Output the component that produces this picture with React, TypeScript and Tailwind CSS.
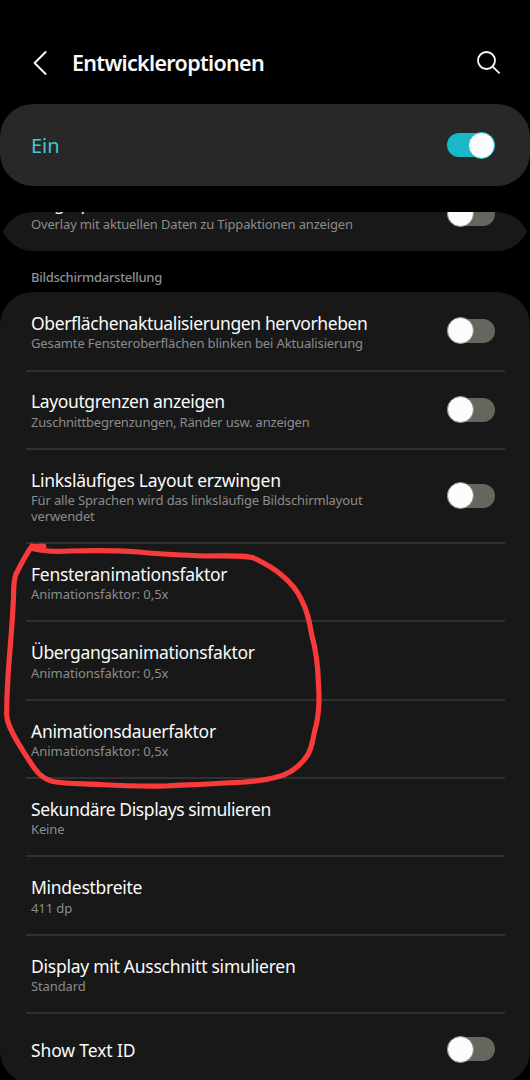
import clsx from "clsx";

interface DeveloperOption {
  title: string;
  summary?: string;
  titleTracking: string;
  summaryTracking?: string;
  height: string;
  toggle?: boolean;
}

const displayOptions: DeveloperOption[] = [
  {
    title: "Oberflächenaktualisierungen hervorheben",
    summary: "Gesamte Fensteroberflächen blinken bei Aktualisierung",
    titleTracking: "tracking-[-0.38px]",
    summaryTracking: "tracking-[-0.13px]",
    height: "h-[79.6px]",
    toggle: true,
  },
  {
    title: "Layoutgrenzen anzeigen",
    summary: "Zuschnittbegrenzungen, Ränder usw. anzeigen",
    titleTracking: "tracking-[-0.38px]",
    summaryTracking: "tracking-[-0.19px]",
    height: "h-[78.2px]",
    toggle: true,
  },
  {
    title: "Linksläufiges Layout erzwingen",
    summary: "Für alle Sprachen wird das linksläufige Bildschirmlayout verwendet",
    titleTracking: "tracking-[-0.26px]",
    summaryTracking: "tracking-[-0.14px]",
    height: "h-[94px]",
    toggle: true,
  },
  {
    title: "Fensteranimationsfaktor",
    summary: "Animationsfaktor: 0,5x",
    titleTracking: "tracking-[-0.27px]",
    summaryTracking: "tracking-[-0.03px]",
    height: "h-[78.4px]",
  },
  {
    title: "Übergangsanimationsfaktor",
    summary: "Animationsfaktor: 0,5x",
    titleTracking: "tracking-[-0.35px]",
    summaryTracking: "tracking-[-0.03px]",
    height: "h-[78.4px]",
  },
  {
    title: "Animationsdauerfaktor",
    summary: "Animationsfaktor: 0,5x",
    titleTracking: "tracking-[-0.3px]",
    summaryTracking: "tracking-[-0.03px]",
    height: "h-[78.4px]",
  },
  {
    title: "Sekundäre Displays simulieren",
    summary: "Keine",
    titleTracking: "tracking-[-0.4px]",
    summaryTracking: "tracking-[-0.15px]",
    height: "h-[78.4px]",
  },
  {
    title: "Mindestbreite",
    summary: "411 dp",
    titleTracking: "tracking-[-0.28px]",
    summaryTracking: "tracking-[-0.1px]",
    height: "h-[78.4px]",
  },
  {
    title: "Display mit Ausschnitt simulieren",
    summary: "Standard",
    titleTracking: "tracking-[-0.26px]",
    summaryTracking: "tracking-[-0.13px]",
    height: "h-[78.4px]",
  },
  {
    title: "Show Text ID",
    titleTracking: "tracking-[-0.12px]",
    height: "h-[69.9px]",
    toggle: true,
  },
];

export default function App() {
  return (
    <main className="relative flex h-[1080px] w-[530px] flex-col overflow-hidden bg-black font-['Noto_Sans',sans-serif] text-[#fafafa]">
      <Header />
      <section className="flex h-[82px] shrink-0 items-center justify-between rounded-[33px] bg-[#282828] pr-[35px] pl-[31px]">
        <span className="pt-0.5 text-[20px] leading-6 text-[#45c9d3]">Ein</span>
        <Switch checked />
      </section>

      <ScrolledCard />

      <h2 className="mt-4 h-[25.5px] shrink-0 pl-[31px] text-[13px] leading-5 font-medium tracking-[-0.28px] text-[#8f8f8f]">
        Bildschirmdarstellung
      </h2>

      <section className="shrink-0 rounded-[33px] bg-[#181818]">
        {displayOptions.map((option, index) => (
          <OptionRow key={option.title} option={option} last={index === displayOptions.length - 1} />
        ))}
      </section>

      <MarkerStroke />
    </main>
  );
}

function Header() {
  return (
    <header className="flex h-[104px] shrink-0 items-start pt-[45px] pr-[29px] pl-[32px]">
      <button type="button" aria-label="Zurück" className="mt-[5px]">
        <svg width="18" height="26" viewBox="0 0 18 26" fill="none" stroke="#fafafa" strokeWidth="1.9" strokeLinecap="round" strokeLinejoin="round">
          <path d="M13.6 2 2.6 13l11 11" />
        </svg>
      </button>
      <h1 className="ml-[22px] text-[21.5px] leading-9 font-semibold tracking-[-0.68px]">Entwickleroptionen</h1>
      <button type="button" aria-label="Suchen" className="mt-[5px] ml-auto">
        <svg width="24" height="26" viewBox="0 0 24 26" fill="none" stroke="#fafafa" strokeWidth="1.8">
          <circle cx="9.5" cy="10.5" r="8.5" />
          <path d="m15.6 16.6 7 6.7" />
        </svg>
      </button>
    </header>
  );
}

// Tail of the previous group, cut off by the rounded edge of the list
function ScrolledCard() {
  return (
    <section className="mt-[26px] flex h-[38.5px] shrink-0 flex-col justify-end overflow-hidden rounded-t-[33px]">
      <div className="flex h-[78px] shrink-0 items-center justify-between rounded-b-[33px] bg-[#181818] pr-[35px] pl-[31px]">
        <OptionText
          title="Zeigerposition"
          titleTracking="tracking-[-0.45px]"
          summary="Overlay mit aktuellen Daten zu Tippaktionen anzeigen"
          summaryTracking="tracking-[-0.16px]"
        />
        <div className="pt-1">
          <Switch />
        </div>
      </div>
    </section>
  );
}

function OptionRow({ option, last }: { option: DeveloperOption; last: boolean }) {
  return (
    <div className={clsx("flex flex-col px-[25.5px]", option.height)}>
      <div className="flex min-h-0 flex-1 items-center justify-between pr-[9.5px] pl-[5.5px]">
        <OptionText
          title={option.title}
          titleTracking={option.titleTracking}
          summary={option.summary}
          summaryTracking={option.summaryTracking}
        />
        {option.toggle && <Switch />}
      </div>
      {!last && <div className="h-0.5 shrink-0 bg-[#303030]" />}
    </div>
  );
}

function OptionText({
  title,
  titleTracking,
  summary,
  summaryTracking = "tracking-normal",
}: {
  title: string;
  titleTracking: string;
  summary?: string | undefined;
  summaryTracking?: string | undefined;
}) {
  return (
    <div className={clsx("w-[350px]", !summary && "pt-0.5")}>
      <p className={clsx("text-[17.5px] leading-6 whitespace-nowrap", titleTracking)}>{title}</p>
      {summary && <p className={clsx("mt-[0.5px] text-[13px] leading-4 text-[#8c8c8c]", summaryTracking)}>{summary}</p>}
    </div>
  );
}

function Switch({ checked = false }: { checked?: boolean }) {
  return (
    <span
      role="switch"
      aria-checked={checked}
      className={clsx(
        "flex h-6 w-12 shrink-0 items-center rounded-full",
        checked ? "justify-end bg-[#19b9c8]" : "bg-[#66665f]",
      )}
    >
      <span
        className={clsx(
          "size-[27px] shrink-0 rounded-full border bg-[#fcfcfc]",
          checked ? "border-[#19b9c8]" : "border-[#8a8a86]",
        )}
      />
    </span>
  );
}

// Freehand highlight around the three animation settings
function MarkerStroke() {
  return (
    <svg className="pointer-events-none absolute inset-0" width="530" height="1080" viewBox="0 0 530 1080" fill="none" stroke="#f83a3a" strokeLinecap="round" strokeLinejoin="round">
      <path
        strokeWidth="5.2"
        d="M32 546C27 553 20 566 16 574C13 581 14 592 13.300 601C12.500 620 11 637 10 650C8.500 668 6.500 690 6.700 715C7 724 12 732 17 741C24 753 30 762 35 769C40 776 45 779.500 53 781.500C66 784 85 783.500 100 784.500C125 786 150 786.500 167 786C185 785 200 784.500 225 783C245 782.500 262 781 277 777C290 774 300 766 307 756C313 748 313 735 316 726C319.500 711 319.500 698 318.500 685C318 664 316 650 312 636C309 620 307 610 301.500 600C297 589 290 582 281 574.500C272 567 264 563 256 559C249 555 230 556 205 556C180 555 155 554 139 552C110 550 90 550.500 70 551C55 552 43 551 34 549"
      />
      <path strokeWidth="6" d="M33.500 547 43.500 546.500" />
    </svg>
  );
}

What you have to do:
Set down the material above as is, without any pictures.

Task result:
Output the component that produces this picture with React, TypeScript and Tailwind CSS.
import clsx from "clsx";

interface DeveloperOption {
  title: string;
  summary?: string;
  titleTracking: string;
  summaryTracking?: string;
  height: string;
  toggle?: boolean;
}

const displayOptions: DeveloperOption[] = [
  {
    title: "Oberflächenaktualisierungen hervorheben",
    summary: "Gesamte Fensteroberflächen blinken bei Aktualisierung",
    titleTracking: "tracking-[-0.38px]",
    summaryTracking: "tracking-[-0.13px]",
    height: "h-[79.6px]",
    toggle: true,
  },
  {
    title: "Layoutgrenzen anzeigen",
    summary: "Zuschnittbegrenzungen, Ränder usw. anzeigen",
    titleTracking: "tracking-[-0.38px]",
    summaryTracking: "tracking-[-0.19px]",
    height: "h-[78.2px]",
    toggle: true,
  },
  {
    title: "Linksläufiges Layout erzwingen",
    summary: "Für alle Sprachen wird das linksläufige Bildschirmlayout verwendet",
    titleTracking: "tracking-[-0.26px]",
    summaryTracking: "tracking-[-0.14px]",
    height: "h-[94px]",
    toggle: true,
  },
  {
    title: "Fensteranimationsfaktor",
    summary: "Animationsfaktor: 0,5x",
    titleTracking: "tracking-[-0.27px]",
    summaryTracking: "tracking-[-0.03px]",
    height: "h-[78.4px]",
  },
  {
    title: "Übergangsanimationsfaktor",
    summary: "Animationsfaktor: 0,5x",
    titleTracking: "tracking-[-0.35px]",
    summaryTracking: "tracking-[-0.03px]",
    height: "h-[78.4px]",
  },
  {
    title: "Animationsdauerfaktor",
    summary: "Animationsfaktor: 0,5x",
    titleTracking: "tracking-[-0.3px]",
    summaryTracking: "tracking-[-0.03px]",
    height: "h-[78.4px]",
  },
  {
    title: "Sekundäre Displays simulieren",
    summary: "Keine",
    titleTracking: "tracking-[-0.4px]",
    summaryTracking: "tracking-[-0.15px]",
    height: "h-[78.4px]",
  },
  {
    title: "Mindestbreite",
    summary: "411 dp",
    titleTracking: "tracking-[-0.28px]",
    summaryTracking: "tracking-[-0.1px]",
    height: "h-[78.4px]",
  },
  {
    title: "Display mit Ausschnitt simulieren",
    summary: "Standard",
    titleTracking: "tracking-[-0.26px]",
    summaryTracking: "tracking-[-0.13px]",
    height: "h-[78.4px]",
  },
  {
    title: "Show Text ID",
    titleTracking: "tracking-[-0.12px]",
    height: "h-[69.9px]",
    toggle: true,
  },
];

export default function App() {
  return (
    <main className="relative flex h-[1080px] w-[530px] flex-col overflow-hidden bg-black font-['Noto_Sans',sans-serif] text-[#fafafa]">
      <Header />
      <section className="flex h-[82px] shrink-0 items-center justify-between rounded-[33px] bg-[#282828] pr-[35px] pl-[31px]">
        <span className="pt-0.5 text-[20px] leading-6 text-[#45c9d3]">Ein</span>
        <Switch checked />
      </section>

      <ScrolledCard />

      <h2 className="mt-4 h-[25.5px] shrink-0 pl-[31px] text-[13px] leading-5 font-medium tracking-[-0.28px] text-[#8f8f8f]">
        Bildschirmdarstellung
      </h2>

      <section className="shrink-0 rounded-[33px] bg-[#181818]">
        {displayOptions.map((option, index) => (
          <OptionRow key={option.title} option={option} last={index === displayOptions.length - 1} />
        ))}
      </section>

      <MarkerStroke />
    </main>
  );
}

function Header() {
  return (
    <header className="flex h-[104px] shrink-0 items-start pt-[45px] pr-[29px] pl-[32px]">
      <button type="button" aria-label="Zurück" className="mt-[5px]">
        <svg width="18" height="26" viewBox="0 0 18 26" fill="none" stroke="#fafafa" strokeWidth="1.9" strokeLinecap="round" strokeLinejoin="round">
          <path d="M13.6 2 2.6 13l11 11" />
        </svg>
      </button>
      <h1 className="ml-[22px] text-[21.5px] leading-9 font-semibold tracking-[-0.68px]">Entwickleroptionen</h1>
      <button type="button" aria-label="Suchen" className="mt-[5px] ml-auto">
        <svg width="24" height="26" viewBox="0 0 24 26" fill="none" stroke="#fafafa" strokeWidth="1.8">
          <circle cx="9.5" cy="10.5" r="8.5" />
          <path d="m15.6 16.6 7 6.7" />
        </svg>
      </button>
    </header>
  );
}

// Tail of the previous group, cut off by the rounded edge of the list
function ScrolledCard() {
  return (
    <section className="mt-[26px] flex h-[38.5px] shrink-0 flex-col justify-end overflow-hidden rounded-t-[33px]">
      <div className="flex h-[78px] shrink-0 items-center justify-between rounded-b-[33px] bg-[#181818] pr-[35px] pl-[31px]">
        <OptionText
          title="Zeigerposition"
          titleTracking="tracking-[-0.45px]"
          summary="Overlay mit aktuellen Daten zu Tippaktionen anzeigen"
          summaryTracking="tracking-[-0.16px]"
        />
        <div className="pt-1">
          <Switch />
        </div>
      </div>
    </section>
  );
}

function OptionRow({ option, last }: { option: DeveloperOption; last: boolean }) {
  return (
    <div className={clsx("flex flex-col px-[25.5px]", option.height)}>
      <div className="flex min-h-0 flex-1 items-center justify-between pr-[9.5px] pl-[5.5px]">
        <OptionText
          title={option.title}
          titleTracking={option.titleTracking}
          summary={option.summary}
          summaryTracking={option.summaryTracking}
        />
        {option.toggle && <Switch />}
      </div>
      {!last && <div className="h-0.5 shrink-0 bg-[#303030]" />}
    </div>
  );
}

function OptionText({
  title,
  titleTracking,
  summary,
  summaryTracking = "tracking-normal",
}: {
  title: string;
  titleTracking: string;
  summary?: string | undefined;
  summaryTracking?: string | undefined;
}) {
  return (
    <div className={clsx("w-[350px]", !summary && "pt-0.5")}>
      <p className={clsx("text-[17.5px] leading-6 whitespace-nowrap", titleTracking)}>{title}</p>
      {summary && <p className={clsx("mt-[0.5px] text-[13px] leading-4 text-[#8c8c8c]", summaryTracking)}>{summary}</p>}
    </div>
  );
}

function Switch({ checked = false }: { checked?: boolean }) {
  return (
    <span
      role="switch"
      aria-checked={checked}
      className={clsx(
        "flex h-6 w-12 shrink-0 items-center rounded-full",
        checked ? "justify-end bg-[#19b9c8]" : "bg-[#66665f]",
      )}
    >
      <span
        className={clsx(
          "size-[27px] shrink-0 rounded-full border bg-[#fcfcfc]",
          checked ? "border-[#19b9c8]" : "border-[#8a8a86]",
        )}
      />
    </span>
  );
}

// Freehand highlight around the three animation settings
function MarkerStroke() {
  return (
    <svg className="pointer-events-none absolute inset-0" width="530" height="1080" viewBox="0 0 530 1080" fill="none" stroke="#f83a3a" strokeLinecap="round" strokeLinejoin="round">
      <path
        strokeWidth="5.2"
        d="M32 546C27 553 20 566 16 574C13 581 14 592 13.300 601C12.500 620 11 637 10 650C8.500 668 6.500 690 6.700 715C7 724 12 732 17 741C24 753 30 762 35 769C40 776 45 779.500 53 781.500C66 784 85 783.500 100 784.500C125 786 150 786.500 167 786C185 785 200 784.500 225 783C245 782.500 262 781 277 777C290 774 300 766 307 756C313 748 313 735 316 726C319.500 711 319.500 698 318.500 685C318 664 316 650 312 636C309 620 307 610 301.500 600C297 589 290 582 281 574.500C272 567 264 563 256 559C249 555 230 556 205 556C180 555 155 554 139 552C110 550 90 550.500 70 551C55 552 43 551 34 549"
      />
      <path strokeWidth="6" d="M33.500 547 43.500 546.500" />
    </svg>
  );
}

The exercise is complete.